No it is not, not at all. You have not understood your own reading.

the ecoystems humanity depends on can be damaged to real danger to humanity. The idea of rendering the earth uninhabitable for most life is not supported at all and is a ridiculous assertion.

I refer you to my post above and wish you well in your disbelief of the well-established point it makes.

It wasn’t a good point, really. “All life” is not imperiled. That was just an absurd exaggeration.

The actual dangers are bad enough! You don’t need to resort to hyperbole! The threat is to our way of life, and to millions of species that are totally dependent on their habitat. Global climate change could threaten (and is threatening, and killing!) species world-wide. It’s an awful, nasty, ugly, bad thing, and we (humanity) are the cause. And we can do things to stop and even reverse it.

So, yes, this is bad, and we need to act. But no, “all life” is not at risk. Just a lot of the life we really care about.

Yes, we agree on this. But the ethical concern isn’t about the animals per se, only that it can be a major part of one’s overall environmental footprint. It should be possible to keep one’s environmental impact acceptably low while regularly eating meat, even more than one “needs to”.

Imagine two married couples. The first couple has one child, they take public transit rather than drive, they recycle, and so on… and they eat meat regularly. The second couple are vegans, and are raising their seven children to be vegans. They live out in the suburbs. The breadwinner has a long commute, by car. The homemaker drives around all day in a big SUV running errands. They water their huge lawn frequently. They have three dogs. Every year they take a plane to an exotic vacation destination. Wouldn’t it be kind of weird for the second couple to condemn the first couple for eating meat on the basis that it’s bad for the environment?

This is another manifestation of the naturalistic fallacy.

Nobody is saying that. What I’m curious about is, referring to post #124, why draw a starker line between B and C than between A and B?

I don’t know if you and Ramira are arguing that something like amoebas and cockroaches might survive therefore the claim “all life on earth is in danger” is hyperbole. If so, I concede.

The quote from the cite I gave above isn’t some clickbait headline or hyper-exaggerated environmentalist drivel.

Whether we say “all life will be extinct” or “immeasurable loss of animal species” is irrelevant to the point. It’s a nitpicky argument that completely overlooks the big picture. It’s not unethical to cut down on livestock production, with all the environmental benefits that would have, because someone incorrectly claims that it would require more agriculture which might kill some animals.

I think field mice were the original victims named as a result of agriculture. How well would they adapt to the situation described above? But wait, it doesn’t matter because as has already been explained cutting down on livestock production would require little if any additional agriculture.
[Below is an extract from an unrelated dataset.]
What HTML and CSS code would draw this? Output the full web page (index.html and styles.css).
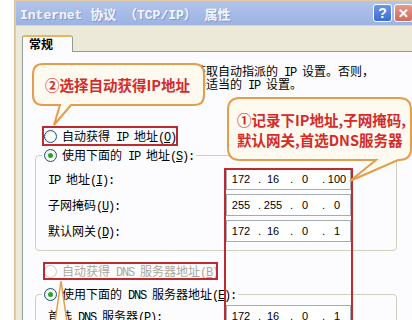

It is not a well established point, the contrary it is a grotesque exaggeration - it seems because you do not understand your reading very much.

All life is not threatened by the human driven climate change, the range of the earth temperature over the geologic time which life has flourished has been much higher than anything humanity may produce. The speed of the change and the size is a huge danger to the humanity, but it is not a threat to “all life”. It is a threat to the human civilization. But it is a small, trivial thing for the planet and the life over the geological time spans.

No, generally for all classes of life.

The global history of the planet temperature has seen the flourishing large life forms at global temperatures well above anything that is forecast for the human forced climate change.

Your hyperbole is evidently based on a poor understanding of the document you read.

Whether agriculture or livestock, if it could be done on a microfarm type situation with the utmost protection for environmental concerns and/or animal comfort and welfare, it would pretty much eliminate the need for any discussion of the ethics of either. It would be great. If everyone ran their own farm as you describe and limited their consumption to what was needed as opposed to what was wanted, IMO all ethical concerns would be resolved whichever side of the problem you’re looking at.

The problem is there are too many of us. Whether it is agriculture or livestock, to do it on the scale that we need to in order to support our current appetites requires that they be done in less conscientious and ethical ways than you describe.

Once again I’ll refer you to my previous post. It is a nitpicky point you’re making that is irrelevant to the larger discussion.

I understand “nit-picking” to be the phrase that means that “I can not admit I was completely wrong and the philosophsing ethics post that was the cite to actually does not support me”

Since you make very large errors of fact, it is difficult to give the credit to the remainder.

No, that’s nonsense. Not even the most extreme scenarios of climate change based on current trends predict that the Earth would become “practically uninhabitable” for non-human life. Certainly many species will become extinct, but there are also many species capable of living at the predicted elevated temperatures.

As others have said, the situation is bad enough without such hyperbole. It’s not hyperbole to say that, under not implausible assumptions, we may be looking at the largest mass extinction since the end of the Cretaceous. But exaggerating in such an extreme way as you have undermines your credibility.

Conceded.

I maintain:

“Whether we say “all life will be extinct” or “immeasurable loss of animal species” is irrelevant to the point. It’s a nitpicky argument that completely overlooks the big picture. It’s not unethical to cut down on livestock production, with all the environmental benefits that would have, because someone incorrectly claims that it would require more agriculture which might kill some animals.”

An enormous factual error is not “nitpicky” in any way.